— WRITTEN INSTRUCTION —
Leave the pictures out, and retype all of the material exactly as written.

--------------------------------

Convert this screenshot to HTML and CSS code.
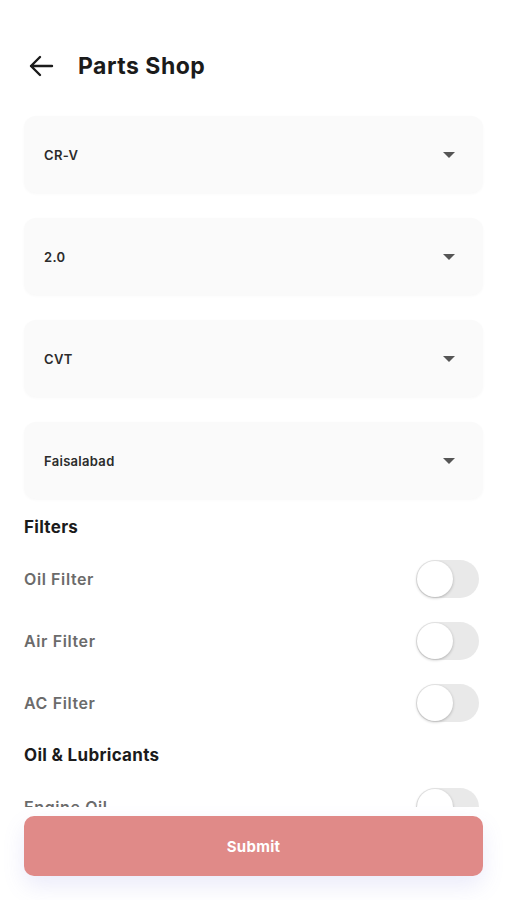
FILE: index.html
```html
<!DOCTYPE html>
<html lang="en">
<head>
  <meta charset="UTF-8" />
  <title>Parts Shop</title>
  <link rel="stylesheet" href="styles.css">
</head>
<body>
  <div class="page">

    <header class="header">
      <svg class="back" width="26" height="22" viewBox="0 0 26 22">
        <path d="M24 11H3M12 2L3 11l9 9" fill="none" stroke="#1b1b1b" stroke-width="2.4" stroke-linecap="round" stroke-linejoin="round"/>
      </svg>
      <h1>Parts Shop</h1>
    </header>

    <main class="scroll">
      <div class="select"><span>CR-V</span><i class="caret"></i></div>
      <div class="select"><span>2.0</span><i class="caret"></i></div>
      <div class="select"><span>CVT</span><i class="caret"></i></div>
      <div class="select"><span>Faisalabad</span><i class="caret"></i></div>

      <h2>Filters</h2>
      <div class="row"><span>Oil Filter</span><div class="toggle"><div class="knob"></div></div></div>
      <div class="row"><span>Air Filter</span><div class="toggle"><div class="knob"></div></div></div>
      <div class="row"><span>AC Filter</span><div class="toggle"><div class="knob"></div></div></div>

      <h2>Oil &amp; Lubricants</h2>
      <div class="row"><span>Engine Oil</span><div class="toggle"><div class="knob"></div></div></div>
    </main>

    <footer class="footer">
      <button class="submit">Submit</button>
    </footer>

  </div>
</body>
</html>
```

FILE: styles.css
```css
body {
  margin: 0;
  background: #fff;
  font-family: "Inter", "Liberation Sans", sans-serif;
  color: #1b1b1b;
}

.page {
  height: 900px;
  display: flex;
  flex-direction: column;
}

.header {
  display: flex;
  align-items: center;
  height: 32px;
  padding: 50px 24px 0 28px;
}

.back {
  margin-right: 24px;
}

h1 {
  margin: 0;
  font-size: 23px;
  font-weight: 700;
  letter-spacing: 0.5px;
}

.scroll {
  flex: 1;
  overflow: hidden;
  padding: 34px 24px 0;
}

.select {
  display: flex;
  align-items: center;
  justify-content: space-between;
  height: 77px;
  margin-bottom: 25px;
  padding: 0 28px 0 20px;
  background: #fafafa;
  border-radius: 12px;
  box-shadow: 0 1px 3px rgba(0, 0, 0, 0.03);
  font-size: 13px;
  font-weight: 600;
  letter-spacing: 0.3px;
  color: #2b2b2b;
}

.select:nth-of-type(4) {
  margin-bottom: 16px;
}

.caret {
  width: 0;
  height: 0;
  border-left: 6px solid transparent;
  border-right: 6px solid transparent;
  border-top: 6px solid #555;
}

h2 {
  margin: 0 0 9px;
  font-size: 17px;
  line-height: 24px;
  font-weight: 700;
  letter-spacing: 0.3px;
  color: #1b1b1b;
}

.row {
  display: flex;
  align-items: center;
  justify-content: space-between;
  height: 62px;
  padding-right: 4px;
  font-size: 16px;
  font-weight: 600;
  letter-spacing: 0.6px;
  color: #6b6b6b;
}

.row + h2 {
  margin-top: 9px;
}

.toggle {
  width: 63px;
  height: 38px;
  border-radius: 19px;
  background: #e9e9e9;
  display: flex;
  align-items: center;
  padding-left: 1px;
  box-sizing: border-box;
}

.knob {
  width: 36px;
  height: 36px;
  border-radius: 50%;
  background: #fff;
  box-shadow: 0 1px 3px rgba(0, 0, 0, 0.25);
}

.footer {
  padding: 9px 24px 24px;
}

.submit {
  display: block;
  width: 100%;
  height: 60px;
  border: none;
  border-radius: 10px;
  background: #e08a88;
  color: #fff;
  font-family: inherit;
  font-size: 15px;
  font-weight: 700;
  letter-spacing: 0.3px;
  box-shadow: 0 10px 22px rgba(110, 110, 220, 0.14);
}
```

--------------------------------

— TASK SOLUTION —
Convert this screenshot to HTML and CSS code.
FILE: index.html
```html
<!DOCTYPE html>
<html lang="en">
<head>
  <meta charset="UTF-8" />
  <title>Parts Shop</title>
  <link rel="stylesheet" href="styles.css">
</head>
<body>
  <div class="page">

    <header class="header">
      <svg class="back" width="26" height="22" viewBox="0 0 26 22">
        <path d="M24 11H3M12 2L3 11l9 9" fill="none" stroke="#1b1b1b" stroke-width="2.4" stroke-linecap="round" stroke-linejoin="round"/>
      </svg>
      <h1>Parts Shop</h1>
    </header>

    <main class="scroll">
      <div class="select"><span>CR-V</span><i class="caret"></i></div>
      <div class="select"><span>2.0</span><i class="caret"></i></div>
      <div class="select"><span>CVT</span><i class="caret"></i></div>
      <div class="select"><span>Faisalabad</span><i class="caret"></i></div>

      <h2>Filters</h2>
      <div class="row"><span>Oil Filter</span><div class="toggle"><div class="knob"></div></div></div>
      <div class="row"><span>Air Filter</span><div class="toggle"><div class="knob"></div></div></div>
      <div class="row"><span>AC Filter</span><div class="toggle"><div class="knob"></div></div></div>

      <h2>Oil &amp; Lubricants</h2>
      <div class="row"><span>Engine Oil</span><div class="toggle"><div class="knob"></div></div></div>
    </main>

    <footer class="footer">
      <button class="submit">Submit</button>
    </footer>

  </div>
</body>
</html>
```

FILE: styles.css
```css
body {
  margin: 0;
  background: #fff;
  font-family: "Inter", "Liberation Sans", sans-serif;
  color: #1b1b1b;
}

.page {
  height: 900px;
  display: flex;
  flex-direction: column;
}

.header {
  display: flex;
  align-items: center;
  height: 32px;
  padding: 50px 24px 0 28px;
}

.back {
  margin-right: 24px;
}

h1 {
  margin: 0;
  font-size: 23px;
  font-weight: 700;
  letter-spacing: 0.5px;
}

.scroll {
  flex: 1;
  overflow: hidden;
  padding: 34px 24px 0;
}

.select {
  display: flex;
  align-items: center;
  justify-content: space-between;
  height: 77px;
  margin-bottom: 25px;
  padding: 0 28px 0 20px;
  background: #fafafa;
  border-radius: 12px;
  box-shadow: 0 1px 3px rgba(0, 0, 0, 0.03);
  font-size: 13px;
  font-weight: 600;
  letter-spacing: 0.3px;
  color: #2b2b2b;
}

.select:nth-of-type(4) {
  margin-bottom: 16px;
}

.caret {
  width: 0;
  height: 0;
  border-left: 6px solid transparent;
  border-right: 6px solid transparent;
  border-top: 6px solid #555;
}

h2 {
  margin: 0 0 9px;
  font-size: 17px;
  line-height: 24px;
  font-weight: 700;
  letter-spacing: 0.3px;
  color: #1b1b1b;
}

.row {
  display: flex;
  align-items: center;
  justify-content: space-between;
  height: 62px;
  padding-right: 4px;
  font-size: 16px;
  font-weight: 600;
  letter-spacing: 0.6px;
  color: #6b6b6b;
}

.row + h2 {
  margin-top: 9px;
}

.toggle {
  width: 63px;
  height: 38px;
  border-radius: 19px;
  background: #e9e9e9;
  display: flex;
  align-items: center;
  padding-left: 1px;
  box-sizing: border-box;
}

.knob {
  width: 36px;
  height: 36px;
  border-radius: 50%;
  background: #fff;
  box-shadow: 0 1px 3px rgba(0, 0, 0, 0.25);
}

.footer {
  padding: 9px 24px 24px;
}

.submit {
  display: block;
  width: 100%;
  height: 60px;
  border: none;
  border-radius: 10px;
  background: #e08a88;
  color: #fff;
  font-family: inherit;
  font-size: 15px;
  font-weight: 700;
  letter-spacing: 0.3px;
  box-shadow: 0 10px 22px rgba(110, 110, 220, 0.14);
}
```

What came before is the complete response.